The new Canadian $5 and $10 bills, made of polymer, are displayed with the previously released $20, $50 and $100 notes following an unveiling ceremony at the Bank of Canada in Ottawa in 2013.Chris Wattie/Reuters

Apart from the Queen on the $20 bill, the people on the front of our paper money are all male – for the not-so-compelling reason that the honour was until now confined to long-dead prime ministers. When the Bank of Canada adds a female face in 2018, it will achieve one of those rare symbolic acts that actually provide daily resonance – assuming we're still using paper money by then.

Such public gestures have meaning.

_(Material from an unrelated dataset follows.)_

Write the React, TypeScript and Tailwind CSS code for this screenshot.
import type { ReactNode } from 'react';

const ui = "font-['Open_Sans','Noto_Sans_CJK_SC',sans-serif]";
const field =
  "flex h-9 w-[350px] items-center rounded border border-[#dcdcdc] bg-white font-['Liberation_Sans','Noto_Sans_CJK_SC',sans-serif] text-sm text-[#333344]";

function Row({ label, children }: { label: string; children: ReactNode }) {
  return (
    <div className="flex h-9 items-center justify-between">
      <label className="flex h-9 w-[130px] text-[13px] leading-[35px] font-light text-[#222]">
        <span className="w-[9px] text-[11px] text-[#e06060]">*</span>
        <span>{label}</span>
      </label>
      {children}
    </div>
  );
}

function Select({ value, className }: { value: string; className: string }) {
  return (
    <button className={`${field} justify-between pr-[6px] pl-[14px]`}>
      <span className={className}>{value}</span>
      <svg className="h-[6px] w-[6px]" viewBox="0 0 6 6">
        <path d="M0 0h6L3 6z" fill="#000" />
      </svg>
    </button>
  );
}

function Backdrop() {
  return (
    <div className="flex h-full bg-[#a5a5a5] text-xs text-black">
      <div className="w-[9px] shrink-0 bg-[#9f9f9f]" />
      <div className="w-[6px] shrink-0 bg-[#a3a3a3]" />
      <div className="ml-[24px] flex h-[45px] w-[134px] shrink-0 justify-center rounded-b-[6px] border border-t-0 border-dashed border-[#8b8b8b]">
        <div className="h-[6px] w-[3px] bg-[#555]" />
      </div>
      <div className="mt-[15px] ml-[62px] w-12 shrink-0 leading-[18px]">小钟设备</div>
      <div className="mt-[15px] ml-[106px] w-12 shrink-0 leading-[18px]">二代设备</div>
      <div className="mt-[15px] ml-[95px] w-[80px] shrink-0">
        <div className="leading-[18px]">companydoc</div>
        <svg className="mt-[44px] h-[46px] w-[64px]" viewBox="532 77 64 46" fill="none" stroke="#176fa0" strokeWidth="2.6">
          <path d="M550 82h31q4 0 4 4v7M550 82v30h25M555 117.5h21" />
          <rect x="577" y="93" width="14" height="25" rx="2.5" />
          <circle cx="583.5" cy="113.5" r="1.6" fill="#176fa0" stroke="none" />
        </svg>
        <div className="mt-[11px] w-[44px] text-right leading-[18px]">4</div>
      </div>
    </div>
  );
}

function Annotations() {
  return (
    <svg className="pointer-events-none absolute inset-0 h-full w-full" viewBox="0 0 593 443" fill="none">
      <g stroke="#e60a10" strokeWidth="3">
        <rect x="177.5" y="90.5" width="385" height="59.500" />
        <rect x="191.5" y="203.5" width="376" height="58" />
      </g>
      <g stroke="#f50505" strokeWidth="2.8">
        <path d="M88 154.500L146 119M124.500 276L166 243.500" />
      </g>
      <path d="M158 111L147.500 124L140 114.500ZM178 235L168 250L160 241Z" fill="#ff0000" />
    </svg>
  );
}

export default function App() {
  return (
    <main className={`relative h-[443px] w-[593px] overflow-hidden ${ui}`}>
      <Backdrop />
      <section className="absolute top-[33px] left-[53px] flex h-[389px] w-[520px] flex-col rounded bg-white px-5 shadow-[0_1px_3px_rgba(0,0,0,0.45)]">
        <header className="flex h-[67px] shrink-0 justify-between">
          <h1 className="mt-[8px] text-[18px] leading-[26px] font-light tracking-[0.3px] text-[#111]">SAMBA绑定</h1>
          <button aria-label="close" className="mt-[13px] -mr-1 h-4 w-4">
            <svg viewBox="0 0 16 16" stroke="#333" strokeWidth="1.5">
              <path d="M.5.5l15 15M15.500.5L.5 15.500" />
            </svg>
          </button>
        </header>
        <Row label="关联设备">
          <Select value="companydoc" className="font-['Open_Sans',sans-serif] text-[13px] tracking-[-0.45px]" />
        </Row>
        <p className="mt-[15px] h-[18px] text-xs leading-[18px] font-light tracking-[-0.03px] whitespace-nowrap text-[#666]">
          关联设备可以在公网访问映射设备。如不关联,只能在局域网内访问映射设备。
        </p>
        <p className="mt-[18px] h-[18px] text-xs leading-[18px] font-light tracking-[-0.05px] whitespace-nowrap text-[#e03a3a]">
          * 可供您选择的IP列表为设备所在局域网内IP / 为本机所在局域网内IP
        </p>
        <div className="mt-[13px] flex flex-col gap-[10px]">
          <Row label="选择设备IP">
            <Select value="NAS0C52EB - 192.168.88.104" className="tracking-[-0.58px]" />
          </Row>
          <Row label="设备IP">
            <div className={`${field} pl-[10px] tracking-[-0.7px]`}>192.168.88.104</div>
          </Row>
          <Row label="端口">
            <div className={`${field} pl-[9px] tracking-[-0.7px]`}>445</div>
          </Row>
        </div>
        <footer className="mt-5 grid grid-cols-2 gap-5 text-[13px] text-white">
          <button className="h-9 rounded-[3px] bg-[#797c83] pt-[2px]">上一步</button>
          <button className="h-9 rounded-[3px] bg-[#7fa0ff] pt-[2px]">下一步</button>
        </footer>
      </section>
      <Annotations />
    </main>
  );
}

But at some point, feel-good abstractions have to shift from the general to the particular – and this is where the search for the iconic Canadian woman will become contentious.

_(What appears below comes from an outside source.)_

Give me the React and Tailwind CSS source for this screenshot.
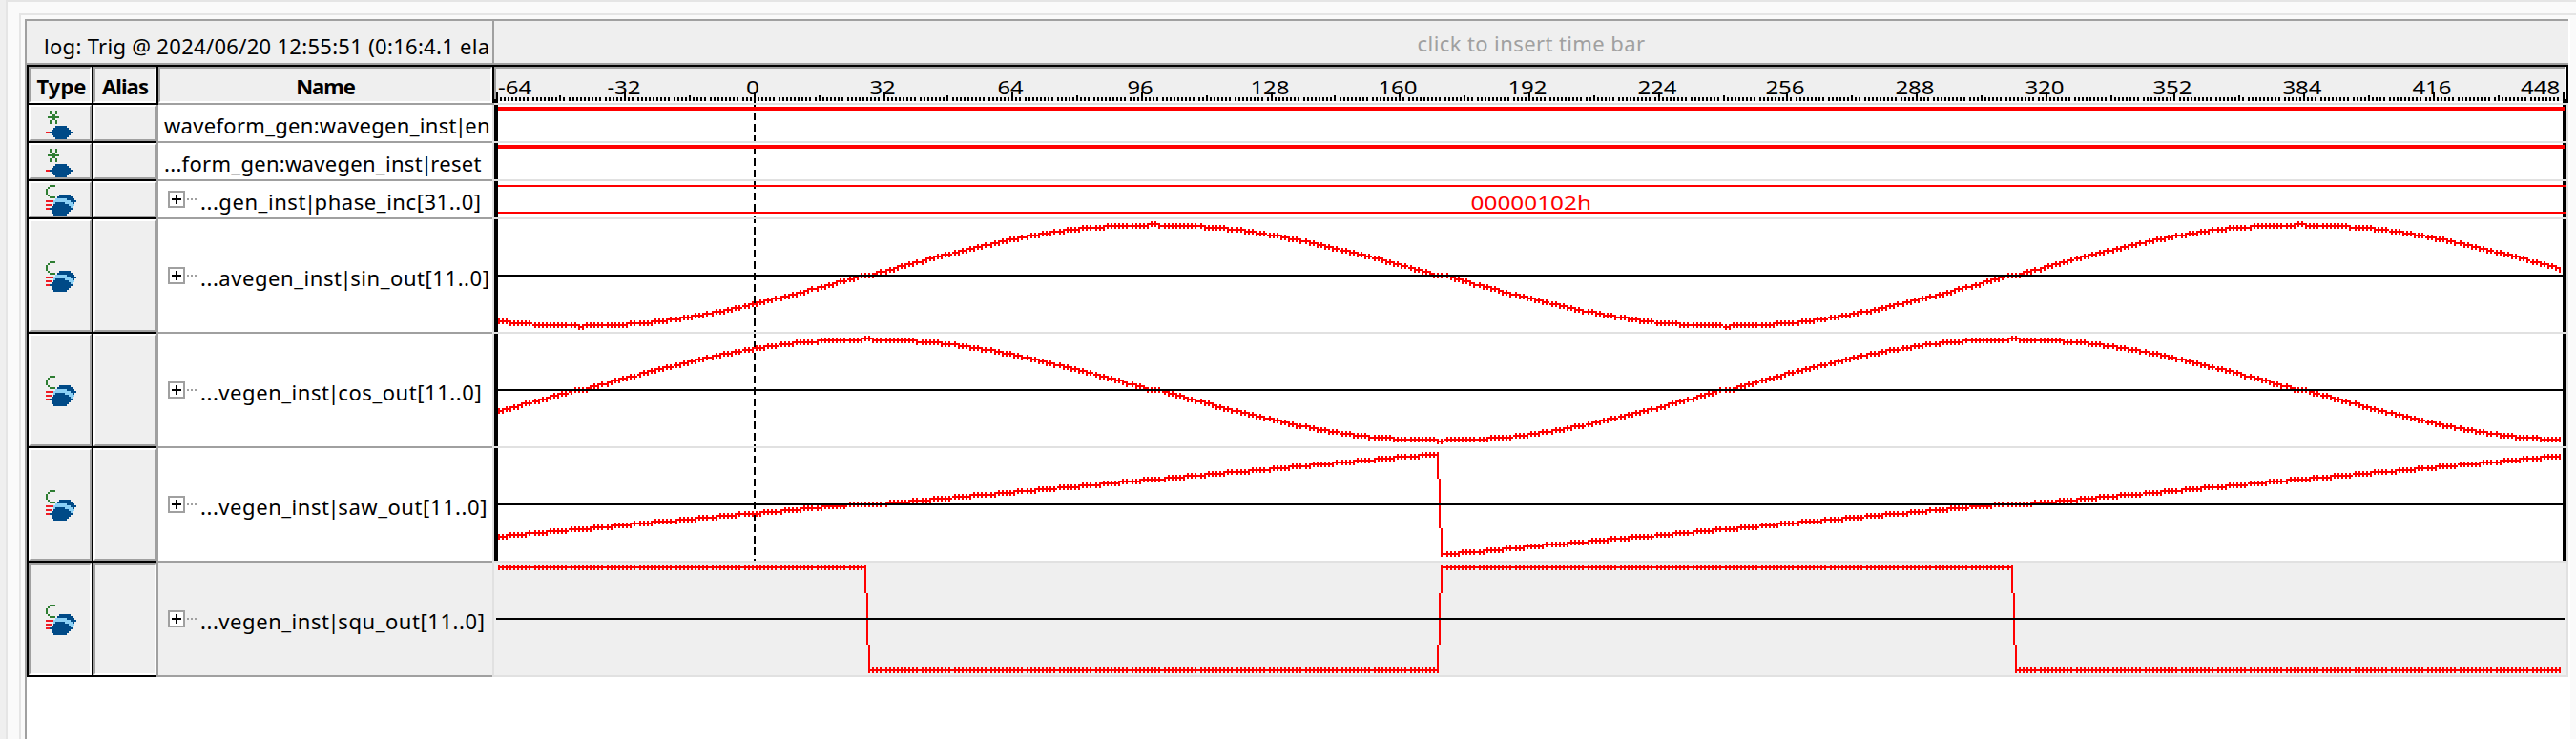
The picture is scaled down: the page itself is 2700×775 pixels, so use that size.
import React from "react";

const FONT = "font-['Noto_Sans','Open_Sans',sans-serif]";
const RED = "#ff0000";
const LINE = "#e1e1e1";
const SAMPLES = 512;
const PERIOD = 284;
const CENTER = 91.5;

// Horizontal position of a sample, in half-resolution units
const tickX = (i) => Math.floor(260 + (i * 1083) / 512);

const wave = {
  sin: (i) => 1.0002 * Math.sin((2 * Math.PI * (i - CENTER)) / PERIOD),
  cos: (i) => 1.0002 * Math.cos((2 * Math.PI * (i - CENTER)) / PERIOD),
  saw: (i) => {
    const p = (((i - CENTER + PERIOD / 2) % PERIOD) + PERIOD) % PERIOD;
    return (2 * p) / PERIOD - 1;
  },
  squ: (i) => {
    const p = (((i - CENTER) % PERIOD) + PERIOD) % PERIOD;
    return p < PERIOD / 2 ? -1 : 1;
  },
};

const box = (x, y, w, h) => `M${x} ${y}h${w}v${h}h${-w}z`;

function wavePath(kind, mid) {
  const pts = [];
  for (let i = 0; i < SAMPLES; i++) {
    pts.push([tickX(i) + 1, mid - Math.trunc(27 * wave[kind](i))]);
  }
  let d = "";
  pts.forEach(([x, y], i) => {
    d += box(x, y - 1, 1, 3);
    if (i === pts.length - 1) return;
    const [nx, ny] = pts[i + 1];
    const dy = ny - y;
    if (Math.abs(dy) > 3) {
      const a = Math.round(y + dy / 4);
      const b = Math.round(y + (3 * dy) / 4);
      const seg = (sx, p, q) => box(sx, Math.min(p, q), 1, Math.abs(p - q));
      d += seg(x, y, a) + seg(x + 1, a, b) + seg(nx, b, ny);
    } else if (nx - x === 2) {
      d += box(x + 1, Math.floor((y + ny) / 2), 1, 1);
    } else {
      d += box(x + 1, y, 1, 1) + box(x + 2, ny, 1, 1);
    }
  });
  return d;
}

const SIGNALS = [
  { name: "waveform_gen:wavegen_inst|en", kind: "high", top: 55, h: 20 },
  { name: "...form_gen:wavegen_inst|reset", kind: "high", top: 75, h: 20 },
  { name: "...gen_inst|phase_inc[31..0]", kind: "bus", top: 95, h: 20 },
  { name: "...avegen_inst|sin_out[11..0]", kind: "sin", top: 115, h: 60 },
  { name: "...vegen_inst|cos_out[11..0]", kind: "cos", top: 175, h: 60 },
  { name: "...vegen_inst|saw_out[11..0]", kind: "saw", top: 235, h: 60 },
  { name: "...vegen_inst|squ_out[11..0]", kind: "squ", top: 295, h: 60, active: true },
];

function PinIcon() {
  return (
    <svg width="32" height="32" viewBox="0 0 16 16" shapeRendering="crispEdges">
      <path fill="#2e7d32" d="M2 0h1v2h-1zM5 0h1v2h-1zM3 2h2v3h-2zM1 3h6v1h-6zM2 5h1v2h-1zM5 5h1v2h-1z" />
      <path fill="#ee1c25" d="M0 11h2v1h-2z" />
      <path fill="#004a87" d="M5 8h6v1h-6zM4 9h8v1h-8zM3 10h10v1h-10zM2 11h12v1h-12zM3 12h10v1h-10zM4 13h8v1h-8zM5 14h6v1h-6z" />
    </svg>
  );
}

function BusIcon() {
  return (
    <svg width="32" height="32" viewBox="0 0 16 16" shapeRendering="crispEdges">
      <path fill="#2e7d32" d="M2 0h3v1h-3zM1 1h1v1h-1zM0 2h1v3h-1zM1 5h1v1h-1zM2 6h3v1h-3z" />
      <path fill="#ee1c25" d="M0 8h4v1h-4zM0 10h3v1h-3zM0 12h3v1h-3z" />
      <path fill="#8bd0f5" d="M5 7h9v1h-9zM4 8h10v1h-10zM4 9h10v1h-10zM11 10h4v1h-4zM12 11h2v1h-2z" />
      <path
        fill="#004a87"
        d="M7 5h6v1h-6zM6 6h8v1h-8zM11 7h4v1h-4zM13 8h3v1h-3zM14 9h1v1h-1zM5 9h5v1h-5zM4 10h8v1h-8zM3 11h10v1h-10zM2 12h12v1h-12zM3 13h10v1h-10zM3 14h9v1h-9zM4 15h7v1h-7z"
      />
    </svg>
  );
}

function Cell({ width, sunken, children }) {
  const edge = sunken
    ? "border-t-[#a0a0a0] border-l-[#a0a0a0] border-b-white border-r-white"
    : "border-t-white border-l-white border-b-[#a0a0a0] border-r-[#a0a0a0]";
  return (
    <div className={`${width} ${edge} shrink-0 self-stretch border-2 bg-[#efefef] flex items-center justify-center overflow-hidden`}>
      {children}
    </div>
  );
}

function HeaderCell({ width, text, children }) {
  return (
    <div className={`${width} h-[38px] shrink-0 border-r-2 border-black flex`}>
      <div className="flex-1 min-w-0 border-2 border-t-[#a0a0a0] border-l-[#a0a0a0] border-b-white border-r-white bg-[#efefef] flex justify-center">
        <span className={`${FONT} ${text} text-[22px] leading-[37px] font-bold text-black whitespace-pre`}>{children}</span>
      </div>
    </div>
  );
}

function Expander() {
  return (
    <svg className="shrink-0" width="34" height="18" viewBox="0 0 17 9" shapeRendering="crispEdges">
      <path fill="#a0a0a0" d="M0 0h9v9h-9zM10 4h1v1h-1zM12 4h1v1h-1zM14 4h1v1h-1z" />
      <path fill="#fff" d="M1 1h7v7h-7z" />
      <path fill="#000" d="M2 4h5v1h-5zM4 2h1v5h-1z" />
    </svg>
  );
}

function Ruler() {
  let d = "";
  for (let i = 0; i <= SAMPLES; i++) {
    const x = tickX(i);
    d += i % 32 === 0 ? box(x, 48, 1, 5) : i % 16 === 0 ? box(x, 50, 1, 3) : box(x, 51, 1, 2);
  }
  const labels = [];
  for (let n = -64; n <= 448; n += 32) {
    const x = tickX(n + 64) + 0.5;
    const len = { 1: 7, 2: 13.6, 3: 20.6 }[String(Math.abs(n)).length] + (n < 0 ? 4 : 0);
    const start = n === -64 ? 261 : n === 448 ? 1321 : x - len / 2 - (n < 0 ? 0.5 : 1);
    labels.push(
      <text key={n} x={start} y="49.5" fontSize="10.2" textLength={len} lengthAdjust="spacingAndGlyphs" className={FONT}>
        {n}
      </text>
    );
  }
  return (
    <svg className="shrink-0" width="2174" height="40" viewBox="259 35 1087 20" shapeRendering="crispEdges">
      <rect x="259" y="35" width="1087" height="20" fill="#efefef" />
      <path fill="#a0a0a0" d="M259 35h1086v1h-1086zM259 35h1v17h-1z" />
      <path fill="#fff" d="M260 53h1083v1h-1083zM1344 35h1v17h-1z" />
      <path fill={LINE} d="M259 54h1087v1h-1087z" />
      <path fill="#000" d="M259 52h2v2h-2zM1343 52h3v2h-3zM1345 34h1v20h-1zM395 53h1v1h-1z" />
      <path fill="#000" d={d} />
      {labels}
    </svg>
  );
}

function Trace({ kind, top, h, active }) {
  const bottom = top + h - 1;
  const mid = top + 29;
  const dashes = [];
  for (let y = 53; y < bottom; y += 6) {
    if (y + 4 > top) {
      const from = Math.max(y, top);
      dashes.push(box(395, from, 1, Math.min(y + 4, bottom) - from));
    }
  }
  const analog = kind in wave;
  return (
    <svg className="shrink-0" width="2176" height={h * 2} viewBox={`258 ${top} 1088 ${h}`} shapeRendering="crispEdges">
      <rect x="258" y={top} width="1088" height={h} fill={LINE} />
      <rect x="259" y={top} width="1086" height={h - 1} fill={active ? "#efefef" : "#fff"} />
      {!active && (
        <path fill="#000" d={box(259, top, 2, h - 1) + box(1343, top, 2, h - 1) + dashes.join("")} />
      )}
      {kind === "high" && <rect x="261" y={top + 1} width="1083" height="2" fill={RED} />}
      {kind === "bus" && (
        <>
          <path fill={RED} d={box(261, top + 2, 1084, 1) + box(261, top + 16, 1084, 1)} />
          <text x="770.8" y={top + 15} fontSize="10" fill={RED} textLength="63.2" lengthAdjust="spacingAndGlyphs" className={FONT}>
            00000102h
          </text>
        </>
      )}
      {analog && <path fill={RED} d={wavePath(kind, mid)} />}
      {analog && <rect x="260" y={mid} width="1084" height="1" fill="#000" />}
    </svg>
  );
}

function SignalRow({ signal }) {
  const { name, kind, top, h, active } = signal;
  const grouped = kind !== "high";
  const height = h === 20 ? "h-[40px]" : "h-[120px]";
  const [scope, port] = name.split("|");
  return (
    <div className={`flex ${height}`}>
      <div className="flex w-[134px] shrink-0 border-b-2 border-black">
        <Cell width="w-[66px]" sunken={active}>
          <div className={`flex shrink-0 pl-[2px] ${grouped ? "pt-[2px]" : "pt-[6px]"}`}>
            {grouped ? <BusIcon /> : <PinIcon />}
          </div>
        </Cell>
        <div className="w-[2px] bg-black" />
        <Cell width="w-[66px]" sunken={active} />
      </div>
      <div
        className={`w-[352px] shrink-0 border-l-2 border-b-2 border-[#a0a0a0] flex items-center overflow-hidden ${active ? "bg-[#efefef]" : "bg-white"}`}
      >
        <div className={`flex items-center ${grouped ? "pl-[10px]" : "pl-[6px]"}`}>
          {grouped && <Expander />}
          <span
            className={`${FONT} ${grouped ? "tracking-[0.56px]" : "tracking-[0.3px]"} pt-[3px] text-[22px] leading-[30px] text-black whitespace-pre`}
          >
            {scope}
            <span className="-mx-[2px]">|</span>
            {port}
          </span>
        </div>
      </div>
      <Trace kind={kind} top={top} h={h} active={active} />
    </div>
  );
}

export default function App() {
  return (
    <div className="w-[2700px] h-[775px] bg-[#efefef] pl-[6px] flex overflow-hidden">
      <div className="flex-1 border-l-2 border-t-2 border-[#e5e5e5] bg-[#fafafa] pl-[12px] pt-[12px] flex">
        <div className="flex-1 border-l-2 border-t-2 border-[#e5e5e5] pl-[4px] pt-[4px] flex">
          <div className="w-[2668px] bg-white border-l-2 border-[#a0a0a0]">
            <div className="w-[2664px] h-[48px] flex border-y-2 border-[#a0a0a0] bg-[#efefef]">
              <div className="w-[490px] shrink-0 border-r-2 border-[#a0a0a0] pl-[18px] pt-[11px]">
                <span className={`${FONT} text-[22px] leading-[30px] tracking-[0.3px] text-black whitespace-pre`}>
                  log: Trig @ 2024/06/20 12:55:51 (0:16:4.1 ela
                </span>
              </div>
              <div className="flex-1 flex justify-center pt-[8px]">
                <span className={`${FONT} text-[22px] leading-[30px] tracking-[0.4px] text-[#a0a0a0] whitespace-pre`}>
                  click to insert time bar
                </span>
              </div>
            </div>
            <div className="w-[2664px] border-l-2 border-black">
              <div className="flex h-[42px] border-t-2 border-black">
                <div className="flex h-[40px] shrink-0">
                  <div className="flex h-[40px] w-[136px] shrink-0 border-b-2 border-black">
                    <HeaderCell width="w-[68px]" text="pl-[3px]">Type</HeaderCell>
                    <HeaderCell width="w-[68px]" text="tracking-[-0.9px]">Alias</HeaderCell>
                  </div>
                  <div className="flex h-[40px] border-b-2 border-[#a0a0a0]">
                    <HeaderCell width="w-[352px]" text="tracking-[-1px]">Name</HeaderCell>
                  </div>
                </div>
                <Ruler />
              </div>
              {SIGNALS.map((s) => (
                <SignalRow key={s.name} signal={s} />
              ))}
            </div>
          </div>
        </div>
      </div>
    </div>
  );
}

The men on our banknotes got there by passing a simple test: Holding the highest political office, for a long time, a long time ago. That didn't make them perfect representatives of Canada or unreservedly good people – and yet we accept that their electoral eminence justifies a leading role on the currency.

In selecting a women for a new bill, what traits and talents do we want? The Bank of Canada's awkwardly worded criteria require nominees to have "demonstrated outstanding leadership, achievement or distinction in any field, benefiting the people of Canada or in the service of Canada." They must also have been dead for at least 25 years, which means we can't conveniently outsource the decision-making to the Nobel Prize judges and simply rubber-stamp Alice Munro.

Setting aside what it means to benefit or serve Canada, Canadians and the bank's inner circle of selectors will still face arguments over the definition of achievement and distinction. Which achievements matter most? Should emphasis be placed on achieving a breakthrough for women in what were once traditional male fields – medicine, science, politics?

And because we're dealing with historic figures, thornier problems of context and judgment are going to surface. Sir John A. Macdonald, who glares solemnly from the $10 bill, gets a pass for being corrupt, a drunk, a racist by modern standards and the ultimate executioner of Louis Riel because he was the first prime minister – and contemporary moral standards can't alter that achievement.

But Nellie McClung, a leading contender for bank-note glory, was simultaneously a suffragette and an advocate for eugenics. So do we conveniently look the other way, or accept the fact that our female icons, just like their male counterparts, come from a complicated, flawed past, where they were just as human and fallible as the men they're poised to replace?